Большую часть еврейской молодежи, и меня в том числе, тянули на «горку» вовсе не сложившиеся с детства обрядовые привычки религиозных евреев. В советских условиях тех лет мало у кого из моего поколения могли быть привычки людей, воспитанных в русле еврейской религиозно-общинной жизни. Нет, в 17—18 лет «горка» притягивала реальной, воплощенной возможностью слияния с ликующей толпой молодых евреев. Походы «на горку» были одновременно открытым выражением идентичности, еврейским парадом гордости, и формой протеста против государственной анти-еврейской политики. Но в то же время эти многосотенные, а по праздникам и многотысячные сходки, играли роль еврейского «бала дебютанток», на который заботливые еврейские мамочки и бабушки часто приводили своих застенчивых дочек и внучек. Конечно, побаивались всяческих стукачей, соглядатаев, «активистов», но при этом еврейские юноши и девушки беспрепятственно встречались на улице около синагоги, обменивалась телефонами, завязывали новые знакомства – дружбы и романы. Я знавал супружеские пары, которые познакомились «на горке», потом поженились и вместе эмигрировали. Как-то раз в пятницу вечером в июле 1984, как раз во время вступительных экзаменов в МГУ, я познакомился у входа в синагогу с девочкой по имени Соня М., которая тоже тем летом поступала в институт…

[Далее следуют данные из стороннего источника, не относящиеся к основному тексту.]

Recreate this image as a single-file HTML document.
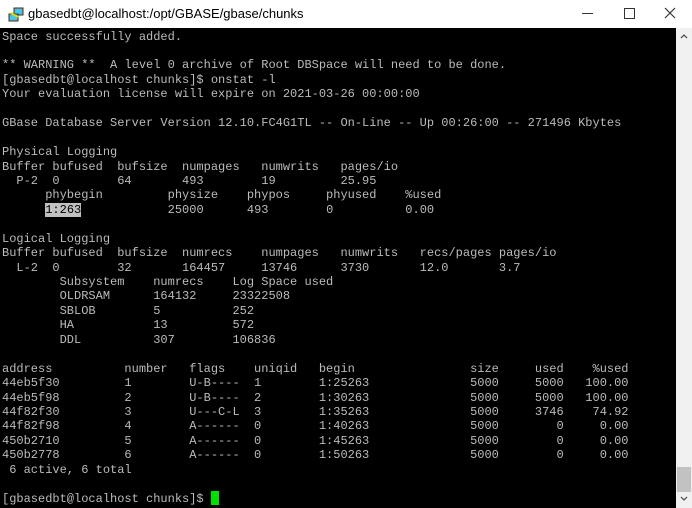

На протяжении тридцати лет, прожитых в Америке, я не раз встречал американских или канадских евреев, которые относились к бывшим советским евреям со смесью солидарности, скепсиса и высокомерия – будто бы еврейства в нас меньше, чем в них самих. Всему виной сложившийся стереотип, согласно которому русский (советский) еврей – это еврей, который чуть ли не начисто утратил иудаизм. Евреи, родившиеся в Америке, порой испытывают чувство превосходства по отношению к недавним иммигрантам из Старого Света. Но этот стереотип отчасти питается и представлениями тех западных историков и социологов, которые говорят об исчезновении религиозного сознания у советских евреев. Не исключаю, что поверхностный наблюдатель мог бы заключить, будто во времена советской юности и пишущий эти строки вполне отвечал «профилю» советского еврея: я не получил систематического религиозного образования, не знал иврита, не праздновал совершеннолетия (Бар мицву) в синагоге. Но такого рода параметрический подход вряд ли может адекватно описать еврейский опыт моей московской юности. В масштабах пятидесяти восьми веков еврейской духовности, семьдесят лет советского периода – это всего лишь взмах Б-жественных крыльев, дуновение времени, капля дождя на глади воды. Я отказываюсь верить, что почти 6000 лет еврейской религиозной памяти могли быть стерты из нашего сознания. Точнее было бы сказать, что свое еврейство мы выражали не посредством религиозных обрядов, но другими, более широкими духовными путями.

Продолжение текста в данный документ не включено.